**Written exercise:**
Spot every line with the word "React" and return it.

**Data extract:**
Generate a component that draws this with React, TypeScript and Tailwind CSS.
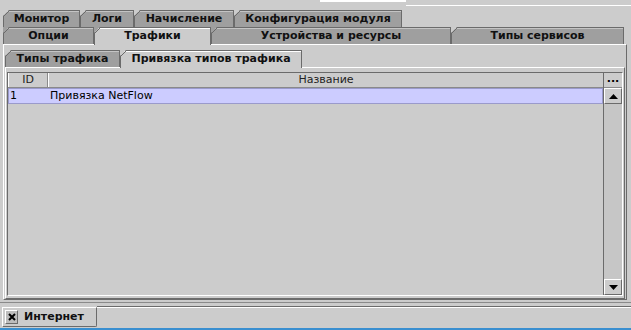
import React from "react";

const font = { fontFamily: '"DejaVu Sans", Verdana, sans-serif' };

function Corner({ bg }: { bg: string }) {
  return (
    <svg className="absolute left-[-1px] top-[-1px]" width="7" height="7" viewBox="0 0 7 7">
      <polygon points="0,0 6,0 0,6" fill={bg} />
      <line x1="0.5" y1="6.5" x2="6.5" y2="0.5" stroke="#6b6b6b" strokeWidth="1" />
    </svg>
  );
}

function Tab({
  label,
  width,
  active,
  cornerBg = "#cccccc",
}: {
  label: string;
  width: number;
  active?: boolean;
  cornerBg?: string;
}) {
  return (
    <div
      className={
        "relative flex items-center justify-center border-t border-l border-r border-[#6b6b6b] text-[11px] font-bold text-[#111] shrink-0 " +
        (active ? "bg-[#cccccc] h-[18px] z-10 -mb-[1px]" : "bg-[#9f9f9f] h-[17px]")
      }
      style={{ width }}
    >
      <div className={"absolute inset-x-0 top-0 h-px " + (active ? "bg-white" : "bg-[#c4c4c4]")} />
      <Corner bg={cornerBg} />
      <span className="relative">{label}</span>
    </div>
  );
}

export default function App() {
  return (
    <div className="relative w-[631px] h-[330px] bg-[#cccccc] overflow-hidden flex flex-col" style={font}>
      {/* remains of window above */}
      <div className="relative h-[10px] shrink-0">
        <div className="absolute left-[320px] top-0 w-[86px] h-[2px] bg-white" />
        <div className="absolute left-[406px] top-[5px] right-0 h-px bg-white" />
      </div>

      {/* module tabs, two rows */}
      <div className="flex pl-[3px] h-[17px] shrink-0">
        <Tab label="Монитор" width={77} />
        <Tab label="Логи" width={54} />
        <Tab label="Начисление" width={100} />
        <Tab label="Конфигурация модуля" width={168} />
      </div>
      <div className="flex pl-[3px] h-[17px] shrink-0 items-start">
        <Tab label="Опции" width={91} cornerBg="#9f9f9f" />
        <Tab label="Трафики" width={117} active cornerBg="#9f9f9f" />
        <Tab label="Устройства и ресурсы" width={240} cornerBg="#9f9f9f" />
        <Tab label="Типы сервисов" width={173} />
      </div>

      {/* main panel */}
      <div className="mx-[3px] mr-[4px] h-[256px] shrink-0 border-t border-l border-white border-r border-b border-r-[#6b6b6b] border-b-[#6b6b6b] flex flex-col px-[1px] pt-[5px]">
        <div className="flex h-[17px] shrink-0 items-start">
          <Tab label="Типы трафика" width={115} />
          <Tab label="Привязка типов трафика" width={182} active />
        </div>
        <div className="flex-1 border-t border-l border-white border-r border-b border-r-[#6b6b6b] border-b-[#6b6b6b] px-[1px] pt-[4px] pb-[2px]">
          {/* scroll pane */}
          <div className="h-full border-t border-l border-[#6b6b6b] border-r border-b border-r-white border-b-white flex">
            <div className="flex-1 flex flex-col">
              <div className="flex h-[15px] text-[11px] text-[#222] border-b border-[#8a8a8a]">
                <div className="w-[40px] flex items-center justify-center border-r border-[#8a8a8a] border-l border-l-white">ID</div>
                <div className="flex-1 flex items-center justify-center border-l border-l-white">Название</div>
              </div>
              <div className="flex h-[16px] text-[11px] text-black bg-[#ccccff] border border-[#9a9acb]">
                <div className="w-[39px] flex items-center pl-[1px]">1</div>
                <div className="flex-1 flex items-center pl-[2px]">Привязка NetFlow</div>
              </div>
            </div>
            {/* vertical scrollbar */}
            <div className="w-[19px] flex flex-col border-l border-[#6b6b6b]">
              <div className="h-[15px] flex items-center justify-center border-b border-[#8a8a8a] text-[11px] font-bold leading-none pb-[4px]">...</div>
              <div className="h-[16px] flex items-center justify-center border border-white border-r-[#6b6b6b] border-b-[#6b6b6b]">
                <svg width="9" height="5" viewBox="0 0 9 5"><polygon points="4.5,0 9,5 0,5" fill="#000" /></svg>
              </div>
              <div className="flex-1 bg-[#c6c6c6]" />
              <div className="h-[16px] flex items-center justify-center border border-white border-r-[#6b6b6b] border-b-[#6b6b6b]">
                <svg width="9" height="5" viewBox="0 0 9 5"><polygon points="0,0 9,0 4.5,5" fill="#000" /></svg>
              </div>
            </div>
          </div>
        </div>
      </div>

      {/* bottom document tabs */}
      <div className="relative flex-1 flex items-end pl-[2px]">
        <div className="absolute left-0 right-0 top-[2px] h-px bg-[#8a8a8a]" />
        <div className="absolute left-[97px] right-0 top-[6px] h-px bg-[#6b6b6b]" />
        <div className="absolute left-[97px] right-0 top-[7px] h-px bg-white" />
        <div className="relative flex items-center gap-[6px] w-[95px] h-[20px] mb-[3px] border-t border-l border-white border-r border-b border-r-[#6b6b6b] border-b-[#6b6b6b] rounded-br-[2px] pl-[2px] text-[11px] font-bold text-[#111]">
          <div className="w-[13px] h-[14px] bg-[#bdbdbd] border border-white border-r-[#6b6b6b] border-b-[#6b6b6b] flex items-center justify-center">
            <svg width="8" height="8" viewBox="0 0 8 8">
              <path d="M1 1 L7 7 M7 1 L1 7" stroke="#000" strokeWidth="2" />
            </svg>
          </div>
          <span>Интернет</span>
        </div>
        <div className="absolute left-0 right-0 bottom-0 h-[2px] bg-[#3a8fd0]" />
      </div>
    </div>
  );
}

**Written answer:**
Generate a component that draws this with React, TypeScript and Tailwind CSS.
import React from "react";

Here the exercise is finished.